Out with the old and in with the new. A fresh set of data, incorporating the latest decade of weather statistics, shows Washington’s long-term decline in snowfall continues.

Washington’s new “normal” snowfall, based on average amounts between 1991 and 2020, has dropped to 13.8 inches. During the three decades from 1981 to 2010, it was 15.4 inches. This recent decline reflects a steep downward trend that began a century ago. For comparable 30-year periods in the late 1800s and early 1900s, Washington’s average snowfall was 20 inches or more.

This most recent drop in Washington’s snowfall will become official when the National Oceanic and Atmospheric Administration releases its new 30-year “climate normals” in May, its decadal update of average weather conditions for every location in the United States.
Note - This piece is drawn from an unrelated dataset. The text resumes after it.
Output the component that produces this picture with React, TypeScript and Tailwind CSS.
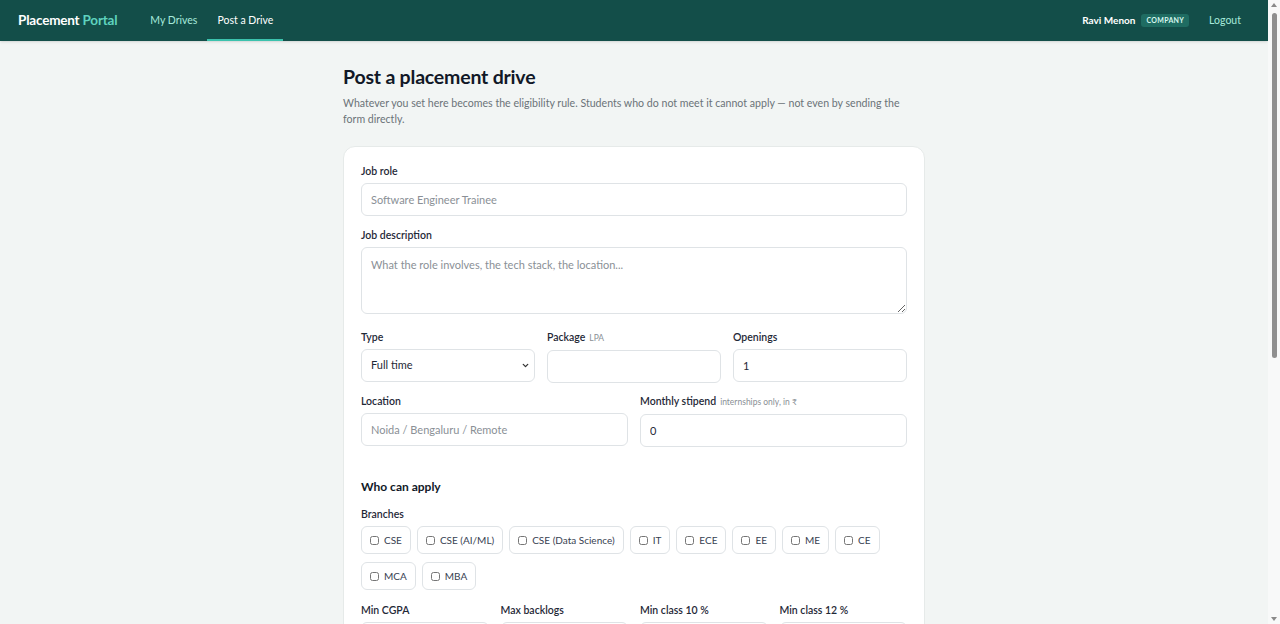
import { ChevronDown } from "lucide-react";

const branches = ["CSE", "CSE (AI/ML)", "CSE (Data Science)", "IT", "ECE", "EE", "ME", "CE", "MCA", "MBA"];

const inputCls =
  "block w-full h-[33px] rounded-md border border-[#dfe3e6] bg-white px-[9px] text-[11px] text-[#1f2937] placeholder:text-[#8a9096] outline-none";

function Label({ children, hint }: { children: React.ReactNode; hint?: string }) {
  return (
    <div className="mb-[5px] text-[10.5px] font-semibold leading-[13px] text-[#1f2937]">
      {children}
      {hint && <span className="ml-1 text-[8.5px] font-normal text-[#8a9096]">{hint}</span>}
    </div>
  );
}

export default function App() {
  return (
    <div className="min-h-screen bg-[#f2f5f4] pr-[12px] font-['Lato','Noto_Sans',sans-serif] text-[#1f2937]">
      {/* top bar */}
      <nav className="flex h-[41px] items-center bg-[#134e49] pl-[18px] pr-[27px] shadow-sm">
        <div className="mr-[23px] text-[13.5px] font-bold tracking-[-0.2px] text-white">
          Placement <span className="text-[#5fd3bf]">Portal</span>
        </div>
        <a className="flex h-full items-center px-[10px] text-[10.5px] text-[#a7eadc]">My Drives</a>
        <a className="flex h-full items-center border-b-2 border-[#3cc2ad] px-[10px] pt-[2px] text-[10.5px] text-white">
          Post a Drive
        </a>
        <div className="ml-auto flex items-center">
          <span className="text-[10px] font-bold text-white">Ravi Menon</span>
          <span className="ml-[6px] rounded-[3px] bg-[#1f6c62] px-[5px] py-[1px] text-[7px] font-bold tracking-[0.3px] text-[#d7f7ef]">
            COMPANY
          </span>
          <a className="ml-[20px] text-[10.5px] text-[#a7eadc]">Logout</a>
        </div>
      </nav>

      <main className="mx-auto w-[582px] pb-10 pt-[24px]">
        <h1 className="text-[19.5px] font-bold leading-[24px] tracking-[-0.2px] text-[#111827]">Post a placement drive</h1>
        <p className="mt-[6px] max-w-[560px] text-[10.6px] leading-[16px] text-[#6b7378]">
          Whatever you set here becomes the eligibility rule. Students who do not meet it cannot apply — not even by sending
          the form directly.
        </p>

        <div className="mt-[19px] rounded-xl border border-[#e6eae9] bg-white px-[17px] pb-6 pt-[18px]">
          <Label>Job role</Label>
          <input className={inputCls} placeholder="Software Engineer Trainee" />

          <div className="mt-[13px]">
            <Label>Job description</Label>
            <textarea
              className={inputCls + " h-[67px] resize-y py-[9px] leading-[15px]"}
              placeholder="What the role involves, the tech stack, the location..."
            />
          </div>

          <div className="mt-[17px] grid grid-cols-3 gap-[12px]">
            <div>
              <Label>Type</Label>
              <div className="relative">
                <select className={inputCls + " appearance-none"} defaultValue="Full time">
                  <option>Full time</option>
                  <option>Internship</option>
                </select>
                <ChevronDown className="pointer-events-none absolute right-[5px] top-[12px] h-[9px] w-[9px] text-[#333]" strokeWidth={3.5} />
              </div>
            </div>
            <div>
              <Label hint="LPA">Package</Label>
              <input className={inputCls} />
            </div>
            <div>
              <Label>Openings</Label>
              <input className={inputCls} defaultValue="1" />
            </div>
          </div>

          <div className="mt-[12px] grid grid-cols-2 gap-[12px]">
            <div>
              <Label>Location</Label>
              <input className={inputCls} placeholder="Noida / Bengaluru / Remote" />
            </div>
            <div>
              <Label hint="internships only, in ₹">Monthly stipend</Label>
              <input className={inputCls} defaultValue="0" />
            </div>
          </div>

          <h2 className="mt-[32px] text-[12px] font-bold leading-[16px] text-[#111827]">Who can apply</h2>

          <div className="mt-[13px]">
            <Label>Branches</Label>
            <div className="flex flex-wrap gap-x-[6px] gap-y-[8px]">
              {branches.map((b) => (
                <label
                  key={b}
                  className="flex h-[28px] items-center gap-[5px] rounded-md border border-[#dfe3e6] bg-white px-[8px] text-[10px] text-[#374151]"
                >
                  <input type="checkbox" className="h-[9px] w-[9px] accent-[#0f766e]" />
                  {b}
                </label>
              ))}
            </div>
          </div>

          <div className="mt-[14px] grid grid-cols-4 gap-[12px]">
            {["Min CGPA", "Max backlogs", "Min class 10 %", "Min class 12 %"].map((l) => (
              <div key={l}>
                <Label>{l}</Label>
                <input className={inputCls} />
              </div>
            ))}
          </div>
        </div>
      </main>

      {/* browser scrollbar */}
      <div className="fixed right-0 top-0 flex h-screen w-[12px] flex-col items-center bg-[#f8f9f9]">
        <div className="mt-[3px] h-0 w-0 border-x-[3px] border-b-[4px] border-x-transparent border-b-[#8a8a8a]" />
        <div className="mt-[6px] h-[345px] w-[5px] rounded-full bg-[#8f8f8f]" />
        <div className="mb-[3px] mt-auto h-0 w-0 border-x-[3px] border-t-[4px] border-x-transparent border-t-[#8a8a8a]" />
      </div>
    </div>
  );
}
While NOAA hasn’t finalized D.C.’s snowfall numbers, they’re easy enough to calculate. Below, we preview what they’re expected to show and discuss their implications. (Note, minor discrepancies between our numbers and NOAA’s final numbers are possible due to differences in analysis methods.)

Losing snow across much of the winter season

Examining how the most recent 30-year averages have changed by month, our story of snow loss begins in November and ends in February. March is the only month that shows an increase when bringing in the new numbers from the past decade (2011 to 2020).

New monthly snowfall averages for the District, based on the period 1991 to 2020, are below, with the old period (1981 to 2010) in parentheses:

  • November: 0.1 inches (0.5 inches)
  • December: 1.7 inches (2.4 inches)
  • January: 5 inches (5.5 inches)
  • February: 5 inches (5.7 inches)
  • March: 2 inches (1.3 inches)

December and February showed the greatest snow loss, each shrinking 0.7 inches. While January and February are now technically tied for Washington’s snowiest months of the year, February still has a slight edge when you consider it has fewer days.

Part of a long-term trend

Considering Washington typically saw about 20 inches of snow per winter around 1900, the city has lost about a third of its snowfall over the past century or so.

Reasons for long-term declines in snowfall are numerous but are closely tied to the rising winter temperatures, which have eaten away at amounts, particularly early and late in the season when it’s frequently only marginally cold enough for snow.

Even since the mid-1940s, when snowfall measurements moved from downtown Washington to Reagan National Airport, the average snowfall has fallen from about 18 inches to under 14 inches.

Snowfall declines also seen at Dulles and in Baltimore

The new averages show losses in snowfall at Dulles International Airport and Baltimore-Washington International Marshall Airport, as well.

At Dulles, every month (including April!) except March saw declines. The seasonal average there fell from 22 inches to 20.9 inches. Baltimore’s average fell 0.7 inches, from 20 inches to 19.3 inches, also showing losses in all months but March.

More broadly in the Mid-Atlantic and Northeast, our analysis of the data shows the loss of snow appears most pronounced in areas farthest south and at low elevations where temperatures are frequently only marginally cold enough to snow. In these areas, even small amounts of climate warming lower snowfall amounts, especially in winter’s shoulder months.

For instance, trends in places like Richmond and Norfolk are similar to Washington. Only midwinter tends to show relative snowfall stability in recent decades, whereas snow early and late in the season is vanishing.

To the north, these colder locations will need to warm up some more before long-term warming becomes a problem for snow accumulation. In Philadelphia and Hartford, Conn., for example, snow averages are up.

Is March the new winter?

As noted above, March is an exception when it comes to Washington’s diminishing snow returns. Whereas all prior months showed a decrease in the average, March numbers are up.

Washington’s March snowfall average is now about 2 inches, compared with 1.3 inches last averaging period. At Dulles, it’s up to 3.9 inches from 2.8 inches. And, in Baltimore, March snowfall climbed from 1.9 inches to 2.8 inches.

While March does regularly include accumulating snow, the change here is largely driven by a few recent snowy years like March 2014, when 12.7 inches fell in Washington.

Because March tends to offer less in the way of reliable snow than other winter months, it might not take as much to move the average, but our new March average is still the highest since the 1951-1980 period, when 2.9 inches was the expectation.

But looking at the longer term, the story for March still resembles other months. March average snowfall has fallen from about 4 inches at the start of the 20th century to the 2 inches today.

Historically, it becomes rare for accumulating snow to occur after around March 25 in Washington. While it’s not unheard of to see flakes into early April, the clock is ticking louder by the minute.